Abbiamo però rilevato dai manifesti, dagli slogan, dai discorsi, anche se comprensibile, una accentuata venatura antistituzionale per l’abbandono percepito da questo popolo da parte delle istituzioni pubbliche, che può dar luogo ad un facile giustizialismo quando in una serie di cartelli con foto si dichiarano  “colpevoli”  i vari Commissari ai rifiuti succedutisi  da  Catenacci a Bertolaso, da Basssolino a Pansa e così via. Non spetta a noi emettere dichiarazioni o meno di colpevolezza del disastro ambientale, ma non si può ignorare un dossier diffuso da Legambiente che ha documentato l’azione della Magistratura contro le ecomafie dal 1991 al 2013, censendo 82 inchieste per traffico rifiuti che hanno trasportato veleni da ogni parte d’Italia seppelliti nelle discariche legali e illegali della Terra dei fuochi, gestiti dalla criminalità organizzata casertana e napoletana. Inchieste concluse con 915 ordinanze di custodia cautelare, 1.806 denunce, coinvolgendo ben 443 aziende: la stragrande maggioranza di queste ultime con sede sociale al centro e al nord Italia.
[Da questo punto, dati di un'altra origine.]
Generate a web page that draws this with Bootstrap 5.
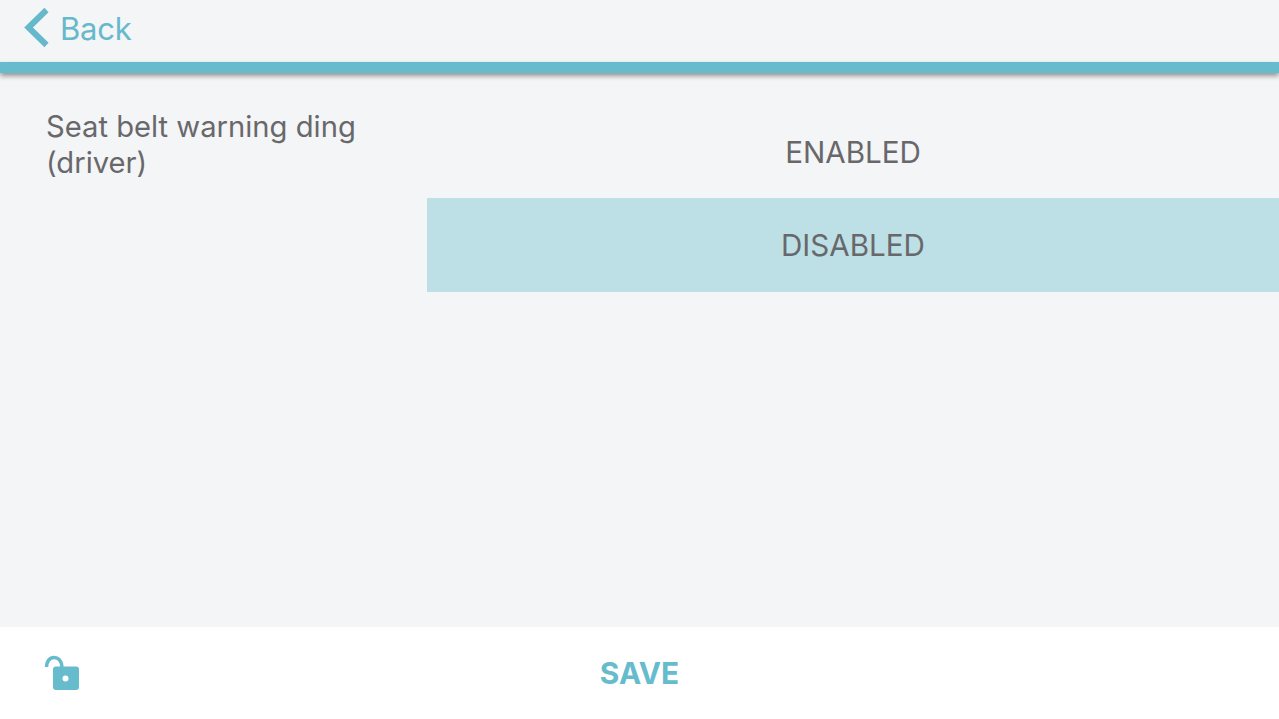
<!DOCTYPE html>
<html lang="en">
<head>
    <meta charset="UTF-8">
    <title>Seat belt warning ding</title>
    <link href="https://cdn.jsdelivr.net/npm/bootstrap@5.3.0/dist/css/bootstrap.min.css" rel="stylesheet">
    <style>
        html, body { height: 100%; }
        body {
            background: #f4f5f7;
            font-family: "Inter", "Liberation Sans", sans-serif;
            color: #68686b;
            overflow: hidden;
        }
        .top-bar { height: 61.500px; padding: 0 0 5px 23px; }
        .back-link { color: #66b9cb; font-size: 31px; line-height: 1; text-decoration: none; letter-spacing: -0.2px; }
        .back-link svg { display: block; }
        .accent-rule { height: 11px; background: #66bbcd; box-shadow: 0 3px 5px rgba(70, 70, 70, .55); }
        .setting-label { width: 427px; padding: 36px 20px 0 46px; font-size: 29.200px; line-height: 36px; }
        .option-item { height: 94px; font-size: 29.600px; }
        .option-item.first-option { padding-top: 2px; }
        .option-item.picked { background: #bde0e6; }
        .options-col { padding-top: 31.500px; }
        .bottom-bar { height: 92px; background: #fff; padding: 0 0 0 44px; }
        .lock-slot { width: 36px; }
        .save-text { color: #66bbcd; font-size: 29.800px; font-weight: 700; left: 50%; transform: translateX(-50%); }
    </style>
</head>
<body class="d-flex flex-column">
    <header class="top-bar d-flex align-items-center">
        <a class="back-link d-flex align-items-center gap-2" href="#">
            <svg width="29" height="42" viewBox="0 0 29 42"><path d="M23.500 3 5.500 20.500 23.500 38" fill="none" stroke="#66b9cb" stroke-width="6"/></svg>
            <span>Back</span>
        </a>
    </header>
    <div class="accent-rule"></div>

    <main class="d-flex flex-grow-1">
        <div class="setting-label">Seat belt warning ding (driver)</div>
        <div class="options-col flex-grow-1">
            <div class="option-item first-option d-flex align-items-center justify-content-center">ENABLED</div>
            <div class="option-item picked d-flex align-items-center justify-content-center">DISABLED</div>
        </div>
    </main>

    <footer class="bottom-bar d-flex align-items-center position-relative">
        <div class="lock-slot">
            <svg width="36" height="36" viewBox="0 0 36 36" class="d-block">
                <path d="M2.500 12C2.500 6 6 2.500 10 2.500s7.500 3 8 9.500" fill="none" stroke="#66bbcd" stroke-width="3.600"/>
                <rect x="9" y="11.500" width="26" height="23.500" rx="3" fill="#66bbcd"/>
                <circle cx="21.500" cy="23.500" r="3" fill="#fff"/>
            </svg>
        </div>
        <span class="save-text position-absolute">SAVE</span>
    </footer>

    <script src="https://cdn.jsdelivr.net/npm/bootstrap@5.3.0/dist/js/bootstrap.bundle.min.js"></script>
</body>
</html>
In ventidue anni sono stati smaltiti nella Terra dei Fuochi, tra la provincia di Napoli e di Caserta, circa 10 milioni di tonnellate di rifiuti di ogni specie, trasportati da  410.905 camion carichi di rifiuti che terminavano il loro tragitto nelle campagne del napoletano e nelle discariche abusive del casertano. 

Soltanto l’inerzia diffusa delle istituzioni, la «disattenzione» di chi doveva controllare, e una fitta rete di collusioni e omertà possono aver consentito «l’invisibilità» di una colonna di decine di migliaia di tir”. Tutto questo è avvenuto per decenni  nel silenzio  delle società locali, anche se ricattate dai gruppi della criminalità organizzata che imponevano il coprifuoco quando arrivavano i camion con veleni da smaltire. A nostro avviso non possono  rimanere sullo sfondo del disastro ambientale le responsabilità primarie della criminalità organizzata, delle imprese industriali del Nord e del Centro, e di amministratori e politici, conniventi se non collusi, che devono essere il bersaglio principale di una mobilitazione e di una lotta civile.


In secondo luogo una domanda mi affiorava lungo questo composito corteo, da cui sono stati mandati in coda sindaci e gonfaloni comunali: chi farà la sintesi di tutte le richieste delle varie situazioni e rappresentanze territoriali, quando serpeggia la sfiducia nelle istituzioni pubbliche, ed i partiti sono inesistenti? Nella manifestazione conclusiva a Piazza Plebiscito costruttivamente è stata presentata una piattaforma di proposte in dieci punti come voce dei cittadini rivolta a tre ministeri. Forse è il caso di non parlarsi a distanza, a partire dalle amministrazioni locali, o di aspettare cinicamente che una mobilitazione si esaurisca. Responsabilità degli stessi organizzatori – senza escludere le parti politiche – è dare uno sbocco “politico” maturo a questo “fiume in piena” che contamini la stessa vita pubblica delle comunità locali anche su altri argomenti.